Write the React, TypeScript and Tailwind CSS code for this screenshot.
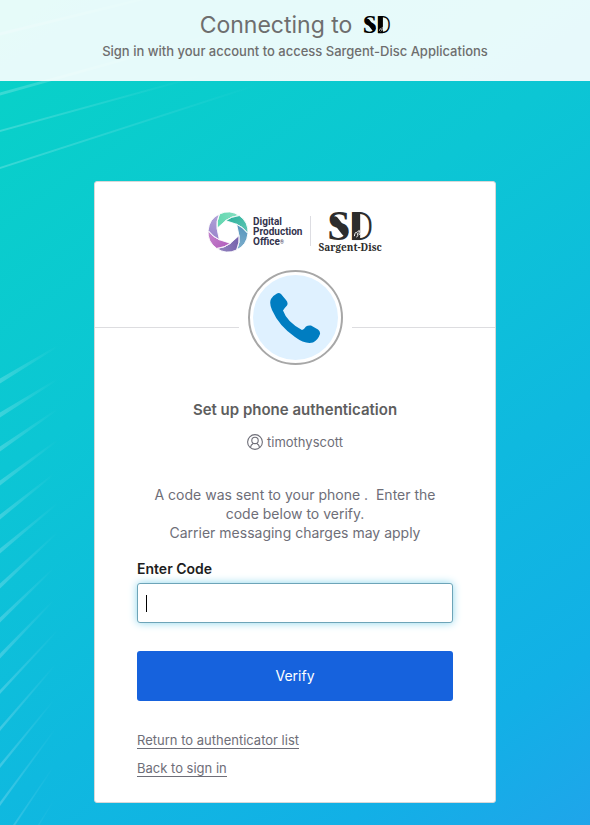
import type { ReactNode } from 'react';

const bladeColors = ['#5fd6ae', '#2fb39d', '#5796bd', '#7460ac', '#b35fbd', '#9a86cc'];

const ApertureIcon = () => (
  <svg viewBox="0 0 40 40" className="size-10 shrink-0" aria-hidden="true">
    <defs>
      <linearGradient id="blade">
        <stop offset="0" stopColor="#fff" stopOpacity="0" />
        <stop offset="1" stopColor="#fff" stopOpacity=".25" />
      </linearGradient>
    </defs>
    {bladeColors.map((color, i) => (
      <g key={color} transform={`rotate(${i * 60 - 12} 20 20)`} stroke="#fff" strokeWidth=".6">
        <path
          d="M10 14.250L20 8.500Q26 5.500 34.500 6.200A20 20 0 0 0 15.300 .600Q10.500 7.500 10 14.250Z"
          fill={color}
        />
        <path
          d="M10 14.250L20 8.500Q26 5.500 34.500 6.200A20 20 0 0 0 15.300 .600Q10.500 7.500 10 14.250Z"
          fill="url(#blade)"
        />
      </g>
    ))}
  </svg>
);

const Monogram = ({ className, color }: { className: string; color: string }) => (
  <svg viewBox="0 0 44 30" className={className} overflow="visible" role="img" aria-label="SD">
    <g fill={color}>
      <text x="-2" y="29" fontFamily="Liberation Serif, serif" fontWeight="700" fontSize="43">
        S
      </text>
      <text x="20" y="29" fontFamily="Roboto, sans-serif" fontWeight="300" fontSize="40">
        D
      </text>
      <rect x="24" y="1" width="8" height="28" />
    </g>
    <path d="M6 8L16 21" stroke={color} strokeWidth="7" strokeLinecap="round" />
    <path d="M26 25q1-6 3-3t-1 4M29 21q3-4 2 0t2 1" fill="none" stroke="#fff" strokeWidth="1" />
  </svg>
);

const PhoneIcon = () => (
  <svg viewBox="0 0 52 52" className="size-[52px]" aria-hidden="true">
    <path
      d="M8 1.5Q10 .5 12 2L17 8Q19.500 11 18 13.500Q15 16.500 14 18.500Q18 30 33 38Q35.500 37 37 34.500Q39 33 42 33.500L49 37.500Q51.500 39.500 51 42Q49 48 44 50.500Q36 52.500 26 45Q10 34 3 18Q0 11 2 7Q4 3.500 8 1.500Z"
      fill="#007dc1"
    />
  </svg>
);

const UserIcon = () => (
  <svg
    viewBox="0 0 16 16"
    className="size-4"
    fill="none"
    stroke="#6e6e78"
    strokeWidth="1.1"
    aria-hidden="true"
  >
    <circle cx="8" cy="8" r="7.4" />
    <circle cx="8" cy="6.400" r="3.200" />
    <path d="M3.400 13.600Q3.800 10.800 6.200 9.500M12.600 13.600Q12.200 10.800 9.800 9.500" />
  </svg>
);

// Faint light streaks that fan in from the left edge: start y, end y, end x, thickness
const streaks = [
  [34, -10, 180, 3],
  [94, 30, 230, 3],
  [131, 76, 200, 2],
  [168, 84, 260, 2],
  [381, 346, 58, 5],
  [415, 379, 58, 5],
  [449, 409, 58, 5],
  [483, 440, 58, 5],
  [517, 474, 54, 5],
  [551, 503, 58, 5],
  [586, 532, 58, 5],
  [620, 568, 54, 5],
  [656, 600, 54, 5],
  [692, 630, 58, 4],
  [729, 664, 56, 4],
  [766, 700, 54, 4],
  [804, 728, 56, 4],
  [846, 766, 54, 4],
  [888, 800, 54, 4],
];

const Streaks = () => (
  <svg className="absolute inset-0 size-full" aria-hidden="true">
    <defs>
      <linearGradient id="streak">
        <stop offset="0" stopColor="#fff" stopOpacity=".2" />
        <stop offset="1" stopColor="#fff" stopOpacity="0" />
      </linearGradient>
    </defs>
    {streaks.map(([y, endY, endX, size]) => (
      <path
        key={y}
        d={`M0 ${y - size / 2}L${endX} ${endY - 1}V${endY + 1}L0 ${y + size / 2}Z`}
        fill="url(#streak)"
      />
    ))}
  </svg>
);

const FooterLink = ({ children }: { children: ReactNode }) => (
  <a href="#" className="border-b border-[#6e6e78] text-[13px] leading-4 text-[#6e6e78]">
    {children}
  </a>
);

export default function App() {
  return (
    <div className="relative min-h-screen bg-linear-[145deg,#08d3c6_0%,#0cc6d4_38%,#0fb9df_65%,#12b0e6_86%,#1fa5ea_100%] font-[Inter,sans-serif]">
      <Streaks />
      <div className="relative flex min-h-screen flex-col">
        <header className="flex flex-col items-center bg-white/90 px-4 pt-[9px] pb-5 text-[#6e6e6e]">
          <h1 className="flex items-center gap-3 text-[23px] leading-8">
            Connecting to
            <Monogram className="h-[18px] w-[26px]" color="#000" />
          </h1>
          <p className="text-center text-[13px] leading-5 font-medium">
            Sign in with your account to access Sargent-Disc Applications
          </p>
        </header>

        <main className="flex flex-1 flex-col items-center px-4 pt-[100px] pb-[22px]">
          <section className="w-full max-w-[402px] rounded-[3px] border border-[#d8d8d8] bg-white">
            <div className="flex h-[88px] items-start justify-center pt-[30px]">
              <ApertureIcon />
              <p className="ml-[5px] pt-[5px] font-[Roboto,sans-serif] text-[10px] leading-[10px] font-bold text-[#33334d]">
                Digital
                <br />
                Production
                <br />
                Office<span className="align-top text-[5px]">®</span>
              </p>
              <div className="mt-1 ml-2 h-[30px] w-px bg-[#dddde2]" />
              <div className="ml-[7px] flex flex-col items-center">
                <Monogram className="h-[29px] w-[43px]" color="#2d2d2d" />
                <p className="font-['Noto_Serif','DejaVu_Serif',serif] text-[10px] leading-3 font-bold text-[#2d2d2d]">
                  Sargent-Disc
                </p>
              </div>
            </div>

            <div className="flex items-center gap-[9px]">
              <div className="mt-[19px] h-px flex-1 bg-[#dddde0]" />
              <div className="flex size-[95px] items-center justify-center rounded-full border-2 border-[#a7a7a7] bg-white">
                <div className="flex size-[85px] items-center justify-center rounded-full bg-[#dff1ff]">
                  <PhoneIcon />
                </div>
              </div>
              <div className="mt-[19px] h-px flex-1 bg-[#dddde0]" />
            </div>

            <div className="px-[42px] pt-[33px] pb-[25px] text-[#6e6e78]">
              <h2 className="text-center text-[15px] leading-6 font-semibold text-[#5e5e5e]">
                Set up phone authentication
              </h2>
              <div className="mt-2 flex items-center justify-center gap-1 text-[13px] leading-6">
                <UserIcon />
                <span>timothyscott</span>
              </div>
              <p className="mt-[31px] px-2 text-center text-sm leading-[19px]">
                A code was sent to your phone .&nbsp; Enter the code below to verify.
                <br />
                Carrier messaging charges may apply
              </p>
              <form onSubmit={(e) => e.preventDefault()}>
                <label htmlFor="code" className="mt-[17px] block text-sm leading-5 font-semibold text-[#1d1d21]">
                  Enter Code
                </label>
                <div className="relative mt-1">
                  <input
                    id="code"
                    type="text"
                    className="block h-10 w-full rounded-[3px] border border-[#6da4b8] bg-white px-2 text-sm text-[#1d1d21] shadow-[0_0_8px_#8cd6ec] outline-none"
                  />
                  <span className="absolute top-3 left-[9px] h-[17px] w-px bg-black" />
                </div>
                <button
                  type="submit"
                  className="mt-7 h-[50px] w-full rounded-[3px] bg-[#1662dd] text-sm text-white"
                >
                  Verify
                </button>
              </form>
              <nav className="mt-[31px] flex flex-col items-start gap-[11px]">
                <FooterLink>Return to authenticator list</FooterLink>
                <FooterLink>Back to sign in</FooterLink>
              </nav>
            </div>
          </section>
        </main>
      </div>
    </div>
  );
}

_____

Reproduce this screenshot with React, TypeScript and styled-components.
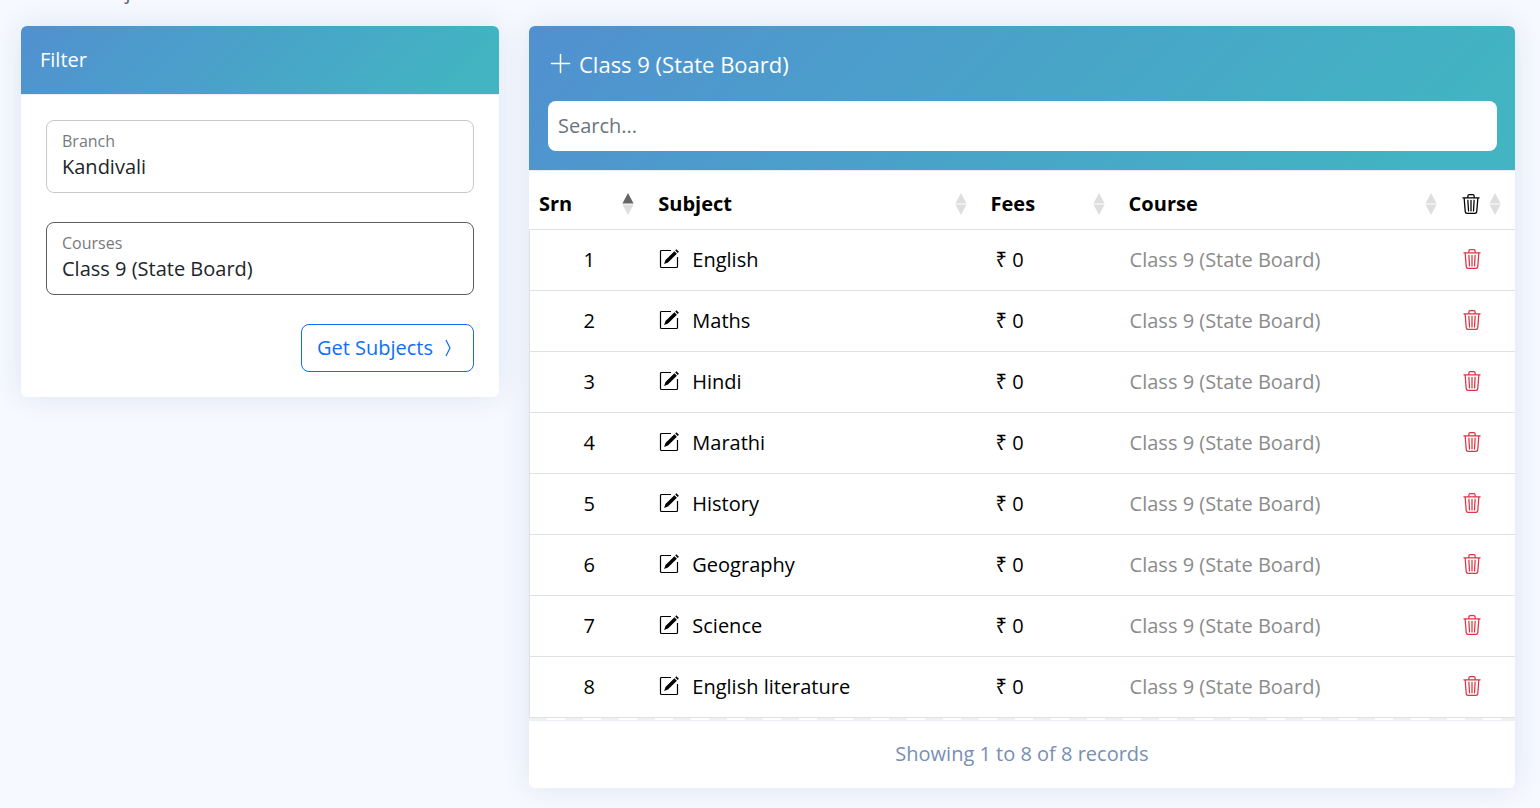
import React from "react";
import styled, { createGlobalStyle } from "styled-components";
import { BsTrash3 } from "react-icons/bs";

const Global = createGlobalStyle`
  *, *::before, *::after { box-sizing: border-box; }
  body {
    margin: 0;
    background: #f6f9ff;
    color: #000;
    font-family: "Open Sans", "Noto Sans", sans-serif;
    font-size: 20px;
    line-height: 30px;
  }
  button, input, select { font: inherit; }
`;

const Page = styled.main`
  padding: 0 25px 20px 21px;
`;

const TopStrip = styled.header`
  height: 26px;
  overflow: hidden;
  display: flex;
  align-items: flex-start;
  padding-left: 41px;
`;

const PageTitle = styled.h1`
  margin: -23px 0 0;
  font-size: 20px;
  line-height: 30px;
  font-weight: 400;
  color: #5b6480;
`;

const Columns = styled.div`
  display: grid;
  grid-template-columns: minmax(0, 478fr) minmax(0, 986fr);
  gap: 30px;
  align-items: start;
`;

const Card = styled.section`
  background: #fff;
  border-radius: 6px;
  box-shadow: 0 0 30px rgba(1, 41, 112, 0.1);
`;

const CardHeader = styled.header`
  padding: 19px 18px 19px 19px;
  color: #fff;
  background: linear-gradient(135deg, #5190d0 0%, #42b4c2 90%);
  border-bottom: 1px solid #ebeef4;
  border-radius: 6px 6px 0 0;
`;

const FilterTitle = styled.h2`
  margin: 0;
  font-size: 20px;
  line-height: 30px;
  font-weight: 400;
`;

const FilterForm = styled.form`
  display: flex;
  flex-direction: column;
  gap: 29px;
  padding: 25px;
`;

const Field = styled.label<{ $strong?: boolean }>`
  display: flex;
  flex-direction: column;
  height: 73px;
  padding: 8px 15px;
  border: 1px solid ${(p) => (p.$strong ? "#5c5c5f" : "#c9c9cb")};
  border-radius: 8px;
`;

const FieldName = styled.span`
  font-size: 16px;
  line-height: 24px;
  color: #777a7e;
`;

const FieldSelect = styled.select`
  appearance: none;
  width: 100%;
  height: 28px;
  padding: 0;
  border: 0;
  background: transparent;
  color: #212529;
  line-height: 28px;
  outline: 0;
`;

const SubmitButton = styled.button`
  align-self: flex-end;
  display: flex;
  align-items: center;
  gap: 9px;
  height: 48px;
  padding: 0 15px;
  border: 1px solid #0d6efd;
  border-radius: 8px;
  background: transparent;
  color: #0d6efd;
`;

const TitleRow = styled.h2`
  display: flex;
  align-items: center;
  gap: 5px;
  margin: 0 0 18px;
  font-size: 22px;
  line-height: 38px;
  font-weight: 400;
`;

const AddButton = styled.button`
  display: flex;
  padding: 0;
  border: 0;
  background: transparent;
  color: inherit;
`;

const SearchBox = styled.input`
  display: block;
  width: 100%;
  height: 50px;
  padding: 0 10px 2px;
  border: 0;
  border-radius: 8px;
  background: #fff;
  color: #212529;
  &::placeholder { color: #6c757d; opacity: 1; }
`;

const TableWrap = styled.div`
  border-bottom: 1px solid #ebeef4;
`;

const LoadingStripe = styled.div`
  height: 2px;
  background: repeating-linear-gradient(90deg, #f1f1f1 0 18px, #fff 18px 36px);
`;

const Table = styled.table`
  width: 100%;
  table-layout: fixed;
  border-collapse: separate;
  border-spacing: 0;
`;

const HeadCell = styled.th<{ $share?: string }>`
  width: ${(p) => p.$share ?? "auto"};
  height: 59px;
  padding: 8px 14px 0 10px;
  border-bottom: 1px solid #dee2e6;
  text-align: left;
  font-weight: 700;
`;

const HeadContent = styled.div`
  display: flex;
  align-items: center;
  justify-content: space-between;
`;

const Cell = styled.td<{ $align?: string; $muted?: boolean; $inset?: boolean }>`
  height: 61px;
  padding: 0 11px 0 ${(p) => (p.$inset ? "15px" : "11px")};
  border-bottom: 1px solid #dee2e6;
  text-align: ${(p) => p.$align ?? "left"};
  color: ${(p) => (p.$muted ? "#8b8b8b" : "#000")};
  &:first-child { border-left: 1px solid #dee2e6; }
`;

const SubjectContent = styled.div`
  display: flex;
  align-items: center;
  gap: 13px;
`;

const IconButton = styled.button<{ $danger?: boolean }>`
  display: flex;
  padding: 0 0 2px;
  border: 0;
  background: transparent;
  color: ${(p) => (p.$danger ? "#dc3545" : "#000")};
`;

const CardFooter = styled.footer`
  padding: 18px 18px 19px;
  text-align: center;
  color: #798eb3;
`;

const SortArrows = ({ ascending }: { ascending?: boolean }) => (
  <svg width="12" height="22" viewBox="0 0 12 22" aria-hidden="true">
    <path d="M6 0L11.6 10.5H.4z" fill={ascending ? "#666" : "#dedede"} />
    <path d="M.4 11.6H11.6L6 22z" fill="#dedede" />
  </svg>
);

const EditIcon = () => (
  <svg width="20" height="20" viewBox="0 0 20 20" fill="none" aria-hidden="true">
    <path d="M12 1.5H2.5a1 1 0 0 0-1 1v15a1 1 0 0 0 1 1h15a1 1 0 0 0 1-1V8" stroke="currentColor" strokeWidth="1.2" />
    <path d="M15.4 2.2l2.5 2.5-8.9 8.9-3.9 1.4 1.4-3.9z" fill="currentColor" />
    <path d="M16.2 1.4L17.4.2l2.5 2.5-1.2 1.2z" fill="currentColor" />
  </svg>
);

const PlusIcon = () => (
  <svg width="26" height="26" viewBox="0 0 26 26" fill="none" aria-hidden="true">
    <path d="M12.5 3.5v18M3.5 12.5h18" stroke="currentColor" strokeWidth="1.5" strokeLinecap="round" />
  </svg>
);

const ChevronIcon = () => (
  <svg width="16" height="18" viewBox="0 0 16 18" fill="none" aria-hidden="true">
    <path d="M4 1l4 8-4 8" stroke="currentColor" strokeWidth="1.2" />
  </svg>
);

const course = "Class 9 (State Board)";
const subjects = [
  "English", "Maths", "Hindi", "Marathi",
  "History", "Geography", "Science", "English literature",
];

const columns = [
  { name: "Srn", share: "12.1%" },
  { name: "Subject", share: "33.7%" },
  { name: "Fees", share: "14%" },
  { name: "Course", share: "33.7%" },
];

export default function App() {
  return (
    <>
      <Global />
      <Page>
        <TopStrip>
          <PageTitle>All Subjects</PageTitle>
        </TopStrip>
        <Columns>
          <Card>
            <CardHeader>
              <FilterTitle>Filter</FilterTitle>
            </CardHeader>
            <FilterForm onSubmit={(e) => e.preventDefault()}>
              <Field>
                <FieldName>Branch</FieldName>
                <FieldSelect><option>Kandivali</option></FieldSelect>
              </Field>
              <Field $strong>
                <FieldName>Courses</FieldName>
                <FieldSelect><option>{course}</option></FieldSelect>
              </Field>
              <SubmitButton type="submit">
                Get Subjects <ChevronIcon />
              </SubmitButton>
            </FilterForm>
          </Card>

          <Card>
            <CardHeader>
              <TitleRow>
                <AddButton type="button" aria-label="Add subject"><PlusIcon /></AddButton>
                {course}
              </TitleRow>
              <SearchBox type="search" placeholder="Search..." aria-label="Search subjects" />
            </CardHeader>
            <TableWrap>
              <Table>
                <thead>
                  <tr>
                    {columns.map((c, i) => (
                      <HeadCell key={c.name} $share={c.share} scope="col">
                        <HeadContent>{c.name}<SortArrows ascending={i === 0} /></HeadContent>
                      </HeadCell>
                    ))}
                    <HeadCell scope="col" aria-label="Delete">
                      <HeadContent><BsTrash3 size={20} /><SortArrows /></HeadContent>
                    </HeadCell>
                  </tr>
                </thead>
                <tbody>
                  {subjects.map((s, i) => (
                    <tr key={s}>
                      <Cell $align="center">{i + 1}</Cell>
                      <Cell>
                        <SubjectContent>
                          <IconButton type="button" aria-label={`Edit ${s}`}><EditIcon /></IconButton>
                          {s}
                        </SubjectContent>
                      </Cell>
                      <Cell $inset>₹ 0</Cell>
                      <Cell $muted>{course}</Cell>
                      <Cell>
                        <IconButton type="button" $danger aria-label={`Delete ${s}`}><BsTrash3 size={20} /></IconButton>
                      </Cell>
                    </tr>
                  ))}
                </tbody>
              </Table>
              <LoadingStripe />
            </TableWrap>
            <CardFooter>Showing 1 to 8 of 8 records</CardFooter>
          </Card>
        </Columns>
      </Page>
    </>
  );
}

_____

▶ Problem to solve
Give solely the number of lines in the data that contain the string "TypeScript".

▶ Reply
2